The justices held in Hamilton County Property Tax Assessment Board of Appeals & Hamilton County Assessor v. Oaken Bucket Partners, LLC, No. 49S10-1003-TA-140, just charging below market rent for part of a building rented to a church is insufficient to justify a religious and charitable purpose property tax exemption.

Oaken Bucket filed an exemption application with the Hamilton County Property Tax Assessment Board of Appeals seeking a charitable and religious purposes exemption on the portion of its building that it leased to Heartland Church Inc. The county board denied the application. Oaken Bucket claimed to charge the church below market-value rent, a fact the county board disputed before the Indiana Board of Tax Review when Oaken Bucket appealed the earlier decision. The Indiana Board of Tax Review affirmed the county board’s decision. Oaken Bucket appealed again and the Tax Court reversed, reasoning there was insufficient evidence supporting the state board’s decision.

Even assuming Oaken Bucket charged below market-rate rent to the church, that fact alone has little bearing on the question of whether Oaken Bucket possessed its own exempt purposes.

“Stated somewhat differently, where an entity charges below market rent to a charitable or religious organization, this may demonstrate some indicia of the entity’s beneficent motives.
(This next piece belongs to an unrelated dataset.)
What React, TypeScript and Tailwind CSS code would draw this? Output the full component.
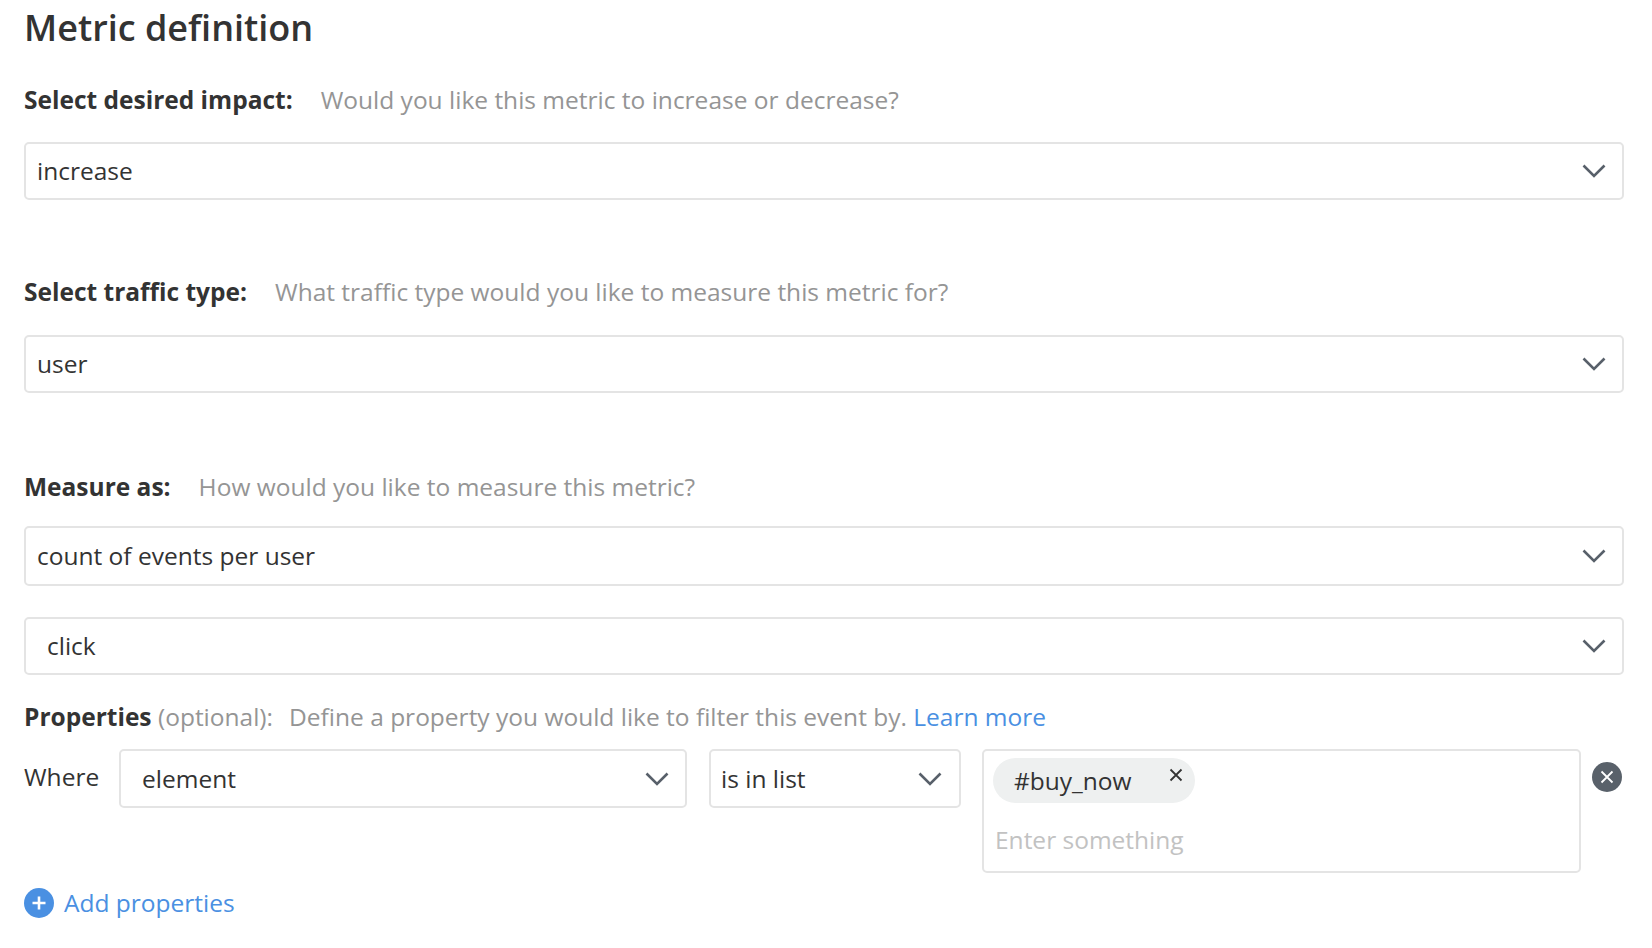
import { FC, ReactNode } from 'react'

const Chevron: FC = () => (
  <svg width="24" height="14" viewBox="0 0 24 14" fill="none" className="shrink-0">
    <polyline points="1.5,1.5 12,12 22.5,1.5" stroke="#58606a" strokeWidth="2.6" />
  </svg>
)

interface SelectProps {
  value: string
  className?: string
}

const Select: FC<SelectProps> = ({ value, className = '' }) => (
  <div
    className={`flex items-center justify-between border-2 border-[#e4e4e4] rounded-[5px] bg-white pr-[16px] ${className}`}
  >
    <span className="text-[24.5px] leading-[32px] text-[#333333]">{value}</span>
    <Chevron />
  </div>
)

const Label: FC<{ title: string; children: ReactNode; className?: string }> = ({
  title,
  children,
  className = '',
}) => (
  <div className={`text-[24.5px] leading-[32px] whitespace-nowrap ${className}`}>
    <span className="font-bold text-[#333333]">{title}</span>
    <span className="ml-[28px] text-[#959595]">{children}</span>
  </div>
)

const App: FC = () => {
  return (
    <div className="min-h-screen bg-white font-['Open_Sans',sans-serif]">
      <div className="ml-6 w-[1600px] pb-6">
        <h1 className="mt-[6px] text-[36px] leading-[44px] font-semibold text-[#333333]">
          Metric definition
        </h1>

        <Label title="Select desired impact:" className="mt-[34px]">
          Would you like this metric to increase or decrease?
        </Label>
        <Select value="increase" className="mt-[26px] h-[58px] pl-[11px]" />

        <Label title="Select traffic type:" className="mt-[76px]">
          What traffic type would you like to measure this metric for?
        </Label>
        <Select value="user" className="mt-[27px] h-[58px] pl-[11px]" />

        <Label title="Measure as:" className="mt-[78px]">
          How would you like to measure this metric?
        </Label>
        <Select value="count of events per user" className="mt-[23px] h-[60px] pl-[11px]" />
        <Select value="click" className="mt-[31px] h-[58px] pl-[21px]" />

        <div className="mt-[26px] text-[24.5px] leading-[32px] whitespace-nowrap text-[#959595]">
          <span className="font-bold text-[#333333]">Properties</span>{' '}
          <span>(optional):</span>
          <span className="ml-[16px]">Define a property you would like to filter this event by.</span>{' '}
          <a className="text-[#4a90e2]">Learn more</a>
        </div>

        <div className="mt-[16px] flex items-start">
          <div className="w-[95px] shrink-0 pt-[12px] text-[24.5px] leading-[32px] text-[#333333]">
            Where
          </div>
          <Select value="element" className="w-[568px] h-[59px] pl-[21px]" />
          <Select value="is in list" className="ml-[22px] w-[252px] h-[59px] pl-[10px] pr-[17px]" />
          <div className="ml-[21px] w-[599px] h-[124px] border-2 border-[#e4e4e4] rounded-[5px] pl-[9px] pt-[7px]">
            <div className="flex w-[202px] h-[45px] items-center justify-between rounded-full bg-[#eef0f0] pl-[21px] pr-[12px]">
              <span className="text-[24.5px] leading-[32px] text-[#333333]">#buy_now</span>
              <svg width="14" height="14" viewBox="0 0 14 14" className="-translate-y-[6px]">
                <path d="M1.5 1.5 L12.5 12.5 M12.5 1.5 L1.5 12.5" stroke="#333333" strokeWidth="1.8" />
              </svg>
            </div>
            <div className="mt-[21px] ml-[2px] text-[24.5px] leading-[32px] text-[#c2c2c2]">
              Enter something
            </div>
          </div>
          <button className="ml-[11px] mt-[13px] flex h-[30px] w-[30px] shrink-0 items-center justify-center rounded-full bg-[#59616a]">
            <svg width="14" height="14" viewBox="0 0 14 14">
              <path d="M1.5 1.5 L12.5 12.5 M12.5 1.5 L1.5 12.5" stroke="#ffffff" strokeWidth="1.8" />
            </svg>
          </button>
        </div>

        <div className="mt-[14px] flex items-center gap-[10px]">
          <span className="flex h-[30px] w-[30px] items-center justify-center rounded-full bg-[#4a90e2]">
            <svg width="16" height="16" viewBox="0 0 16 16">
              <path d="M8 1.5 V14.5 M1.5 8 H14.5" stroke="#ffffff" strokeWidth="2.6" />
            </svg>
          </span>
          <span className="text-[24.5px] leading-[32px] text-[#4a90e2]">Add properties</span>
        </div>
      </div>
    </div>
  )
}

export default App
But more is required to show that the entity possesses its own exempt purposes,” wrote Justice Robert Rucker.

Heartland is a nonprofit and possesses an exempt purpose in its own right, but besides arguing that it charges the church below market-rate rent, Oaken Bucket hasn’t shown an exempt purpose separate from that of the church.

“At most what Oaken Bucket has proven is that it leased and primarily used its property for religious and charitable purposes. This is laudable. But in order to qualify for an exemption the property, among other things, must be ‘owned’ for religious and charitable purposes,” wrote the justice.  “And absent evidence that an owner of leased property possesses an exempt purpose separate and distinct from the exempt purpose of its lessee, the owner holds the property for its own benefit, not that of the public, and thus its property is not entitled to the statutory exemption.”